As diplomatic efforts increased, US Secretary of State John Kerry said he had spoken with foreign ministers from Europe and Canada as well as EU foreign policy chief Catherine Ashton and the Japanese envoy to the US "to co-ordinate on next steps".

UN Secretary General Ban Ki-moon has called for "an immediate restoration of calm and direct dialogue", whilst Nato chief Anders Fogh Rasmussen tweeted: "Urgent need for de-escalation in Crimea."

The UN Security Council held an emergency session on the crisis on Saturday, and Nato has called emergency talks to be held on Sunday at 1200 GMT.

Bloody scuffles

In his live television address, President Turchynov urged Ukrainians to bridge divisions in the country and said they must not fall for provocations.

He was accompanied by acting Prime Minister Arseniy Yatsenyuk, who said he was "convinced" Russia would not intervene militarily "as this would be the beginning of war and the end of all relations".

But tensions are high, not only in Crimea which is home to a large number of ethnic Russians.

There were big pro-Russian rallies in several Ukrainian cities on Saturday.

In Donetsk, traditional stronghold of ousted Ukraine President Viktor Yanukovych, demonstrators from a crowd of some 7,000 tried unsuccessfully to occupy the regional administration building, raising a Russian tricolour on a nearby flag-post.
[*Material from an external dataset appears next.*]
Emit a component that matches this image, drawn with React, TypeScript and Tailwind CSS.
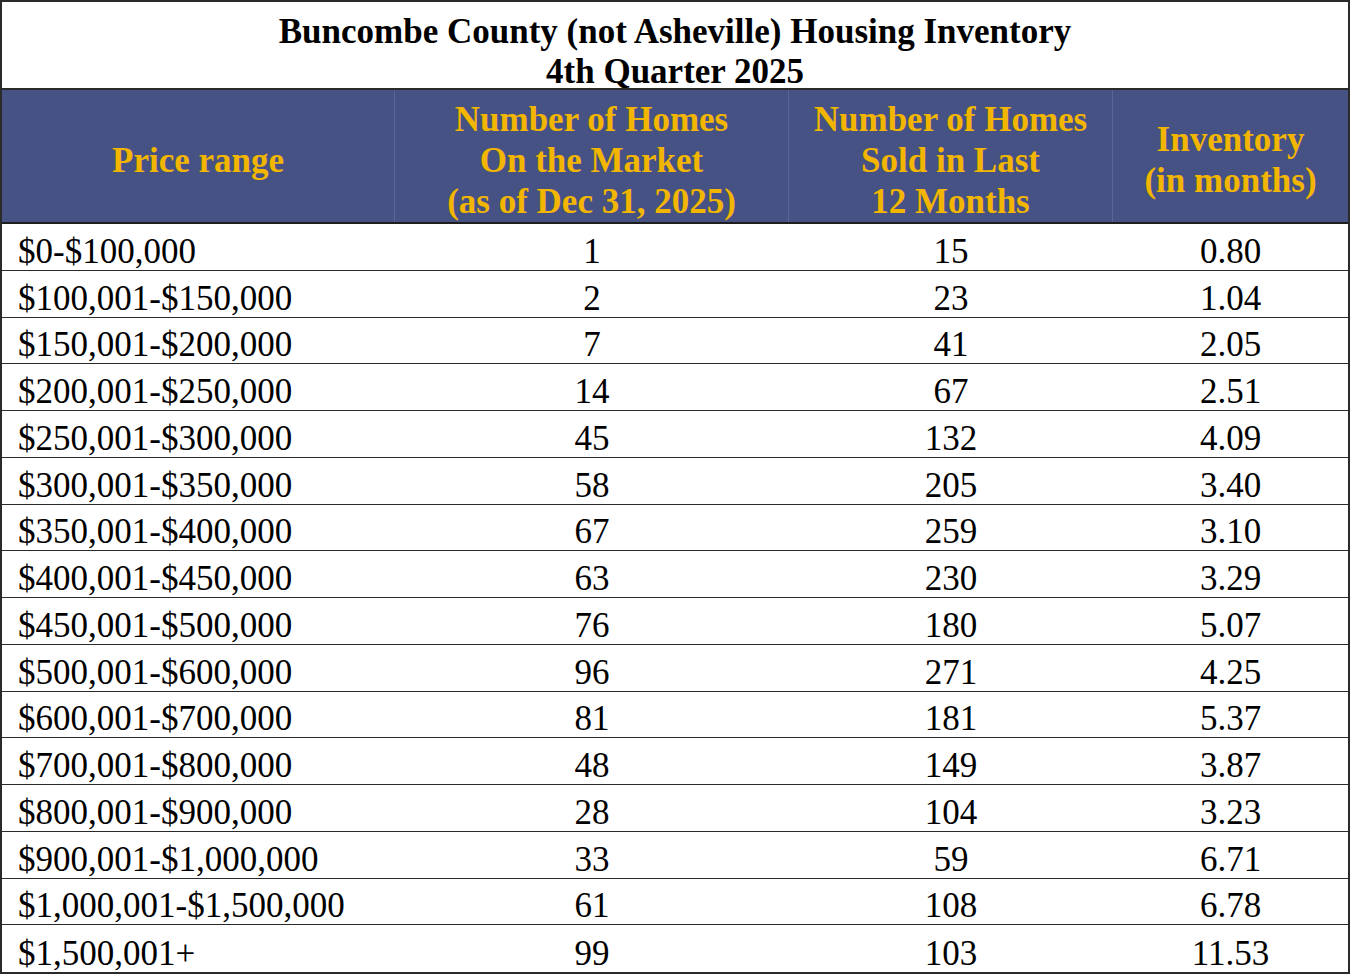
import React from 'react';

const rows: [string, string, string, string][] = [
  ['$0-$100,000', '1', '15', '0.80'],
  ['$100,001-$150,000', '2', '23', '1.04'],
  ['$150,001-$200,000', '7', '41', '2.05'],
  ['$200,001-$250,000', '14', '67', '2.51'],
  ['$250,001-$300,000', '45', '132', '4.09'],
  ['$300,001-$350,000', '58', '205', '3.40'],
  ['$350,001-$400,000', '67', '259', '3.10'],
  ['$400,001-$450,000', '63', '230', '3.29'],
  ['$450,001-$500,000', '76', '180', '5.07'],
  ['$500,001-$600,000', '96', '271', '4.25'],
  ['$600,001-$700,000', '81', '181', '5.37'],
  ['$700,001-$800,000', '48', '149', '3.87'],
  ['$800,001-$900,000', '28', '104', '3.23'],
  ['$900,001-$1,000,000', '33', '59', '6.71'],
  ['$1,000,001-$1,500,000', '61', '108', '6.78'],
  ['$1,500,001+', '99', '103', '11.53'],
];

const cols = 'grid grid-cols-[393px_394px_324px_1fr]';

const App = () => {
  return (
    <div className="w-[1350px] h-[974px] bg-white border-2 border-[#2a2a2a] font-['Liberation_Serif',serif] text-black overflow-hidden">
      <div className="h-[88px] flex flex-col items-center justify-center border-b-2 border-[#2a2a2a] font-bold text-[35px] leading-[40px] pt-[14px]">
        <div>Buncombe County (not Asheville) Housing Inventory</div>
        <div>4th Quarter 2025</div>
      </div>

      <div className={`${cols} h-[134px] bg-[#465184] text-[#f2b600] font-bold text-[35px] leading-[41px] text-center border-b-2 border-[#1e1e1e]`}>
        <div className="flex items-center justify-center border-r border-[#5b6697] pt-[8px]">Price range</div>
        <div className="flex items-center justify-center border-r border-[#5b6697] pt-[8px]">
          <div>Number of Homes<br />On the Market<br />(as of Dec 31, 2025)</div>
        </div>
        <div className="flex items-center justify-center border-r border-[#5b6697] pt-[8px]">
          <div>Number of Homes<br />Sold in Last<br />12 Months</div>
        </div>
        <div className="flex items-center justify-center pt-[8px]">
          <div>Inventory<br />(in months)</div>
        </div>
      </div>

      {rows.map((r, i) => (
        <div
          key={i}
          className={`${cols} h-[46.75px] text-[35px] leading-none items-center ${i < rows.length - 1 ? 'border-b-[1.5px] border-[#2a2a2a]' : ''}`}
        >
          <div className="pl-[16px] pt-[9px]">{r[0]}</div>
          <div className="text-center pt-[9px]">{r[1]}</div>
          <div className="text-center pt-[9px]">{r[2]}</div>
          <div className="text-center pt-[9px]">{r[3]}</div>
        </div>
      ))}
    </div>
  );
};

export default App;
In Kharkiv, Ukraine's second-biggest city, dozens of people were injured after scuffles between pro- and anti-Russian protesters broke out outside the regional administration building.

In Mariupol, in the south-east, hundreds of protesters carrying Russian flags gathered outside the city council.

Crimea

  • Autonomous republic within Ukraine
  • Transferred from Russia in 1954
  • Ethnic Russians - 58.5%*
  • Ethnic Ukrainians - 24.4%*
  • Crimean Tatars - 12.1%*
  • Source: Ukraine census 2001

President Putin submitted the request for troops "in connection with the extraordinary situation in Ukraine and the threat to the lives of Russian citizens", the Kremlin said.

The upper house went into a special session almost immediately after Mr Putin made the request, and swiftly approved it.

Deputy Foreign Minister Grigory Karasin said, however, that this "does not mean that this right will be used quickly" to deploy troops.

During the upper house debate, one legislator accused President Obama of crossing "a red line" with his comments on Friday that there would be "costs" if Russia intervened militarily in Ukraine.

The upper house has recommended that the Russian ambassador to the US should be recalled, although the decision lies with Mr Putin.

Armed serviceman stands by Russian army vehicles in the Crimean town of Balaclava on 1 March 2014 The build-up of Russia's military in Crimea was evident even before Saturday's vote in Moscow to send extra troops
Pro-Russian protesters in Simferopol on 1 March 2014 The presence of Russia has been welcomed by many of Crimea's ethnic Russians
Protesters in Donetsk raise a Russian flag, 1 March Pro-Russian populations in several eastern and southern cities across Ukraine took to the streets on Saturday to voice their opposition to the new interim government in Kiev
Funeral procession for victim of recent clashes with police, in Kiev on 1 March 2014 Meanwhile, in Kiev's Independence Square, people gathered for the funeral of one of the 88 people killed in violent clashes with police that led to the departure of President Viktor Yanukovych a week ago

Despite the political developments on Saturday, observers have been watching a build up of Russian military activity in Crimea - home to Russia's Black Sea Fleet - for the past few days.

Latest reports say two Russian anti-submarine warships have appeared off the coast of Crimea in violation of an agreement governing the presence of Russia's Fleet in the peninsula.

Pro-Russian activists hoist Russian flags over an administrative office in Donetsk, Ukraine, on 1 March 2014 These activists in Donetsk tried to hoist the Russian flag over an administrative building
Pro-Western activists, some wounded, after clashes with pro-Russian activists in Kharkiv, Ukraine, on 1 March 2014 But the protests turned bloody in Kharkiv after these pro-Kiev activists clashed with Russian supporters who were trying to enter an administrative office

Russian soldiers are widely reported to be guarding a number of administrative buildings and military bases in Crimea. Parliament, airports, the state television building and telecommunications hubs have also been surrounded.

Some 6,000 extra Russian troops and 30 additional armoured vehicles are now in Crimea, Ukrainian Defence Minister Ihor Tenyukh said earlier on Saturday.

The newly-elected pro-Moscow leader of Crimea, Sergiy Aksyonov, said he had appealed to Mr Putin for help to ensure peace on the peninsula.

The interim government in Kiev does not recognise Mr Aksyonov and his government, and signed a decree on Saturday that their election at an emergency session of the regional parliament this week was illegal.